(TASK GOAL)
In the entries below, count every line containing "component". Reply with the number alone.

(EXTRACTED RECORDS)

┄┄┄┄┄┄

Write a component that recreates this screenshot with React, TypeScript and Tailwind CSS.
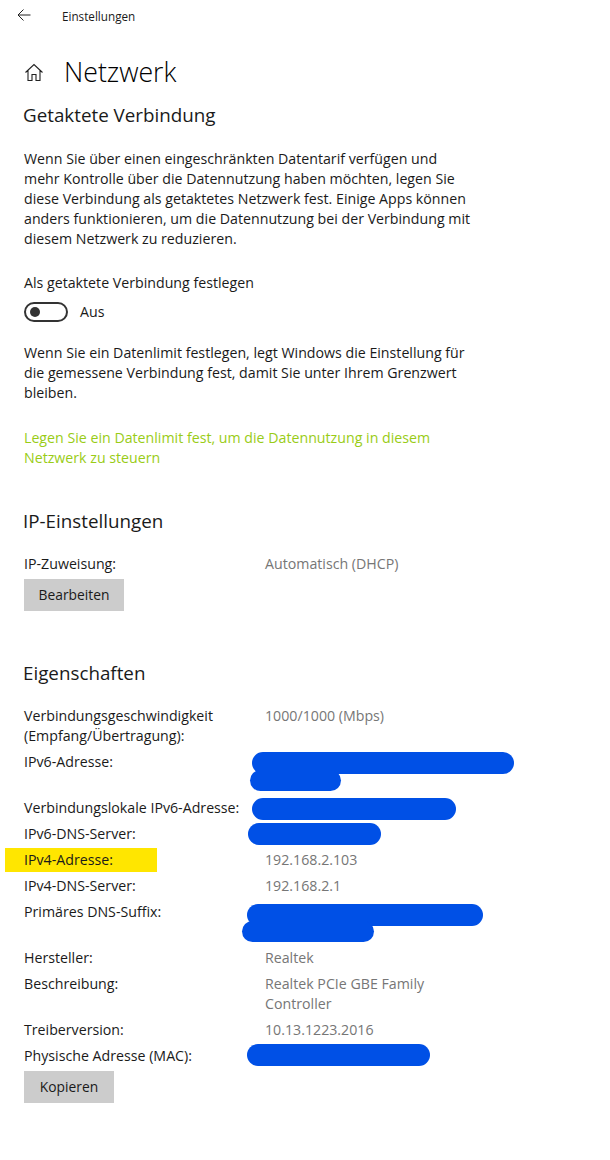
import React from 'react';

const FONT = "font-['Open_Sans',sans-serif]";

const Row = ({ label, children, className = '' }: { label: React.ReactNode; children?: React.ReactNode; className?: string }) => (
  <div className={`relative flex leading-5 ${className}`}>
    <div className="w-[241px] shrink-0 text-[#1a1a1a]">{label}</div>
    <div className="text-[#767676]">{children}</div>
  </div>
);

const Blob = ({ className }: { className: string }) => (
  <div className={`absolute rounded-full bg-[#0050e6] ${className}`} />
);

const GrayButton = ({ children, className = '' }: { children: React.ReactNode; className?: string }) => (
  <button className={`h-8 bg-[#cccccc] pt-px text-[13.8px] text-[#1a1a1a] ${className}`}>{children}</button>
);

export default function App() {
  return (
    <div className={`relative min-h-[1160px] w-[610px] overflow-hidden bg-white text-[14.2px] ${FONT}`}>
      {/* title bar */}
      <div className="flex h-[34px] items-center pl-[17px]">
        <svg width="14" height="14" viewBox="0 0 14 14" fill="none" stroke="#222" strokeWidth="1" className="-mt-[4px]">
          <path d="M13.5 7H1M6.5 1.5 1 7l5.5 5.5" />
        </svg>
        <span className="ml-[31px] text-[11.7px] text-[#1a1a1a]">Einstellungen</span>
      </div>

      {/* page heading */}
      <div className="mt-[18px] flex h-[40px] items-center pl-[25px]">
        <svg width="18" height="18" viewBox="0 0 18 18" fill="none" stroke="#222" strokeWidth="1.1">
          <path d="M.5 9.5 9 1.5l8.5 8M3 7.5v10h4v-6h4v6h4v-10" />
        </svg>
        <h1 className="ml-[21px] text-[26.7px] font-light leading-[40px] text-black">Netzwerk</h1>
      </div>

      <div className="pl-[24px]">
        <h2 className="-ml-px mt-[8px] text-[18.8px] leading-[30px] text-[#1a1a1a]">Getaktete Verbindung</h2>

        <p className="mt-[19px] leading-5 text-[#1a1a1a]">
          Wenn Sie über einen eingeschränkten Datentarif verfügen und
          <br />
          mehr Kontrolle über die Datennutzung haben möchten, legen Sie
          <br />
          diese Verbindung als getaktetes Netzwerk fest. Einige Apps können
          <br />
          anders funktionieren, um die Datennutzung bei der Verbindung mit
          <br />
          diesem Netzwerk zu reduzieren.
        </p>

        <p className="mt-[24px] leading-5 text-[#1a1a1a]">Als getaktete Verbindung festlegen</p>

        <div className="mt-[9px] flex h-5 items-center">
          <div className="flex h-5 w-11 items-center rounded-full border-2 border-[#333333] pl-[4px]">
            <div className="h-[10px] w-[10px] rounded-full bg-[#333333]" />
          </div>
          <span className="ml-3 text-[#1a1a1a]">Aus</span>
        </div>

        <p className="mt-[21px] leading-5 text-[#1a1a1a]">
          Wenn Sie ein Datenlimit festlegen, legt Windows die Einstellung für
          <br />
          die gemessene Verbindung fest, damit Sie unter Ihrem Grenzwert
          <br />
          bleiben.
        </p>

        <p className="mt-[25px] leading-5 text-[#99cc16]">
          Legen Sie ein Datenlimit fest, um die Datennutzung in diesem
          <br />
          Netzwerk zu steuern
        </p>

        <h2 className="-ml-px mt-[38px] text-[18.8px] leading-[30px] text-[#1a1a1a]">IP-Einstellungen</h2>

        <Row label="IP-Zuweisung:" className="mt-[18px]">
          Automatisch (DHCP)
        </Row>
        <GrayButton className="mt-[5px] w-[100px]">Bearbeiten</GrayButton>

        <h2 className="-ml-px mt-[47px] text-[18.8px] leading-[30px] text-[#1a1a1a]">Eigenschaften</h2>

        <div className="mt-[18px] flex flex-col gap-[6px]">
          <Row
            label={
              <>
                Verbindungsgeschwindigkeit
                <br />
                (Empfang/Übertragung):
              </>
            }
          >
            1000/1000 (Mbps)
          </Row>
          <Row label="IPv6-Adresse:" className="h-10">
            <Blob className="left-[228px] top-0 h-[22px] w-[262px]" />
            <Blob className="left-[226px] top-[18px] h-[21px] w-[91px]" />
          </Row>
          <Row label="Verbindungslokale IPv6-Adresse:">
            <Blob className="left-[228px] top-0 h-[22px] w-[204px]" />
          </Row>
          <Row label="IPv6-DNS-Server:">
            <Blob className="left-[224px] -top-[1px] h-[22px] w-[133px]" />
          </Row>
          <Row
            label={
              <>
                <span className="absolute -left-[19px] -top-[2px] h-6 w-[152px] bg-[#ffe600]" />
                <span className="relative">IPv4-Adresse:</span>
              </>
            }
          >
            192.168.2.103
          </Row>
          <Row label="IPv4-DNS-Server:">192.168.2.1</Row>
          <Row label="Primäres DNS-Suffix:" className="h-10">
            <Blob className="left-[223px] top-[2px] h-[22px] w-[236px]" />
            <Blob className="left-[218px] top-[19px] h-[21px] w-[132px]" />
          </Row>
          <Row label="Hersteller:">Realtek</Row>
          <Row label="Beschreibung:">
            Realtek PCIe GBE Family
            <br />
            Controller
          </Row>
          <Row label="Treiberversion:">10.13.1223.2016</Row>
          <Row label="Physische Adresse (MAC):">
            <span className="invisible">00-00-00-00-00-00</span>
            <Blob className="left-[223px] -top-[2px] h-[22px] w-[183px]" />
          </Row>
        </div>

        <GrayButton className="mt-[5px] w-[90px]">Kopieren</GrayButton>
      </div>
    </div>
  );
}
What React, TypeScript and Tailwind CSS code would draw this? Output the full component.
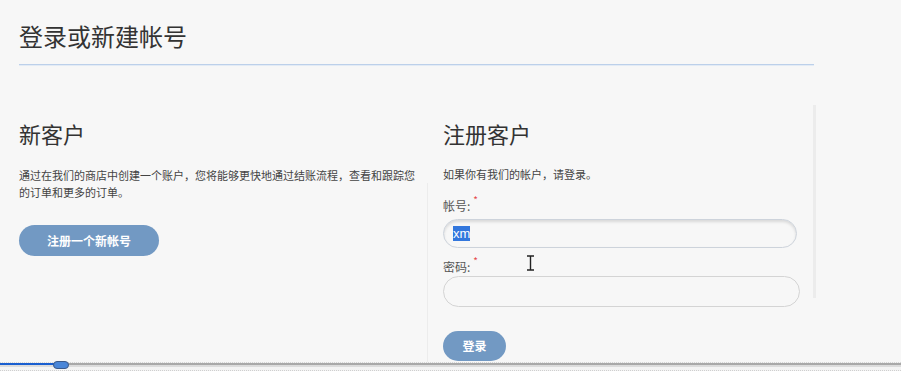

┄┄┄┄┄┄

(WRITTEN SOLUTION)
2